La vraie vie, la vie enfin découverte et éclaircie, la seule vie par conséquent réellement vécue, c'est la littérature.



jeudi 23 septembre 2021

Désolé, mais je dois y aller, y a l’ange qui m’appelle.

 Petru Cimpoeṣu, Siméon l’Ascenseurite, parution originale 2001, traduit du roumain par Dominique Ilea, édité en France par Ginkgo.

 

Dans les années 90, dans HLM d’une petite ville de Roumanie, les habitants vaquent à leurs occupations, tandis que l’ascenseur est (encore) bloqué. L’un rêve de gagner à la loterie, l’une donne des rendez-vous à un monsieur dont nous tairons le nom, l’un donne des cours de yoga orgasmiques, l’autre répare sa moto, etc. Finalement, il faut bien se rendre compte que si cet ascenseur est bloqué, c’est parce que le cordonnier Siméon s’y est installé pour méditer. Et le lecteur doit bien se rendre compte aussi que les noms de tous les personnages fleurent bon l’Antiquité tardive aussi.

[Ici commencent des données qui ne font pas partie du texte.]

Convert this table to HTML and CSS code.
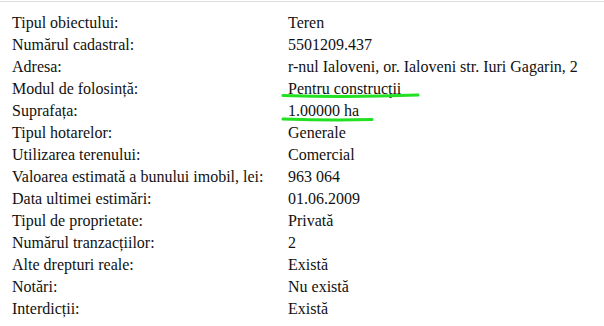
FILE: index.html
```html
<!DOCTYPE html>
<html lang="ro">
<head>
<meta charset="utf-8">
<link rel="stylesheet" href="styles.css">
</head>
<body>
<div class="page">
  <div class="rule"></div>
  <div class="info">
    <div class="k">Tipul obiectului:</div><div class="v">Teren</div>
    <div class="k">Numărul cadastral:</div><div class="v">5501209.437</div>
    <div class="k">Adresa:</div><div class="v">r-nul Ialoveni, or. Ialoveni str. Iuri Gagarin, 2</div>
    <div class="k">Modul de folosință:</div><div class="v">Pentru construcţii</div>
    <div class="k">Suprafața:</div><div class="v">1.00000 ha</div>
    <div class="k">Tipul hotarelor:</div><div class="v">Generale</div>
    <div class="k">Utilizarea terenului:</div><div class="v">Comercial</div>
    <div class="k">Valoarea estimată a bunului imobil, lei:</div><div class="v">963 064</div>
    <div class="k">Data ultimei estimări:</div><div class="v">01.06.2009</div>
    <div class="k">Tipul de proprietate:</div><div class="v">Privată</div>
    <div class="k">Numărul tranzacțiilor:</div><div class="v">2</div>
    <div class="k">Alte drepturi reale:</div><div class="v">Există</div>
    <div class="k">Notări:</div><div class="v">Nu există</div>
    <div class="k">Interdicții:</div><div class="v">Există</div>
  </div>
  <svg class="marks" width="604" height="326" viewBox="0 0 604 326">
    <path d="M283 95.5 Q 350 97.5 418 95" fill="none" stroke="#22e022" stroke-width="3" stroke-linecap="round"/>
    <path d="M283 119 Q 330 120.5 372 119.5" fill="none" stroke="#22e022" stroke-width="3" stroke-linecap="round"/>
  </svg>
</div>
</body>
</html>
```
FILE: styles.css
```css
html, body {
  margin: 0;
  padding: 0;
  background: #fff;
}
.page {
  position: relative;
  width: 604px;
  height: 326px;
  overflow: hidden;
  font-family: "Liberation Serif", "Times New Roman", serif;
  font-size: 16px;
  color: #111;
}
.rule {
  margin-top: 1px;
  height: 1px;
  background: #dcdcdc;
}
.info {
  display: grid;
  grid-template-columns: 276px 1fr;
  grid-auto-rows: 22px;
  line-height: 22px;
  padding: 10px 0 0 12px;
  white-space: nowrap;
}
.marks {
  position: absolute;
  left: 0;
  top: 0;
  pointer-events: none;
}
```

Cette méthode à validité universelle, unanimement connue sous le nom de « pipeau », prouve en toute circonstance son efficacité.


C’est un joli portrait plein d’humour de la Roumanie des petites gens. Ceux qui affrontent les coupures d’eau chaude, le boucan de leur voisin et leurs désirs d’ascension sociale qui retombent comme un soufflé. Des gens qui se posent volontiers des problèmes existentiels (et Dieu dans tout ça ? Et Ceauşescu ?). On a la sensation d’une grande farce où chacun cherche à se fabriquer ses propres repères et à se raccrocher à quelque chose qui aurait du sens. Le communisme s’est effondré et le capitalisme… n’est guère concluant, la religion est insatisfaisante, bien qu’il doive bien y avoir un sens à tout cela. Peut-être que les paraboles du cordonnier les aideront ?

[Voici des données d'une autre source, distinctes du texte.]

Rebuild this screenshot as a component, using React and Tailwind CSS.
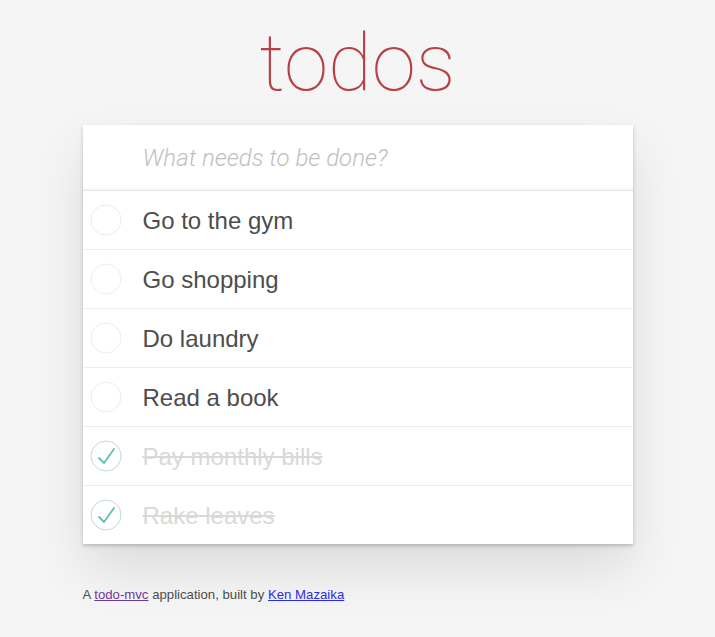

Mme Alice avait découvert, à son propre compte, et quelque peu par hasard, que les règles de la vie chrétienne sont comme les règles grammaticales. Quoique très rigoureuses, et on ne peut plus détaillées, on ne risque pratiquement rien en les enfreignant. Cependant, il vaut mieux les observer, puisque c’est la tradition.


Il y a un appel téléphonique à l’horloge parlante, une inauguration de statue complètement ratée, un séisme créé par une moto et une histoire : comment Dieu a partagé les dons entre les différentes nations à la création du Monde et comment la Roumanie s’est retrouvée avec un fil de fer.

Le roman cite un grand nombre d’intellectuels, d’hommes politiques et d’écrivains roumains (dont Mircea Cărtărescu !), ce qui souligne l’aspect parodique du texte, même si le lecteur français n’y comprend pas grand-chose.

L’auteur fait preuve d’une grande ironie, tendresse et compréhension pour des personnages qui, après tout, n’y peuvent pas grand-chose si tout va à vau l’eau.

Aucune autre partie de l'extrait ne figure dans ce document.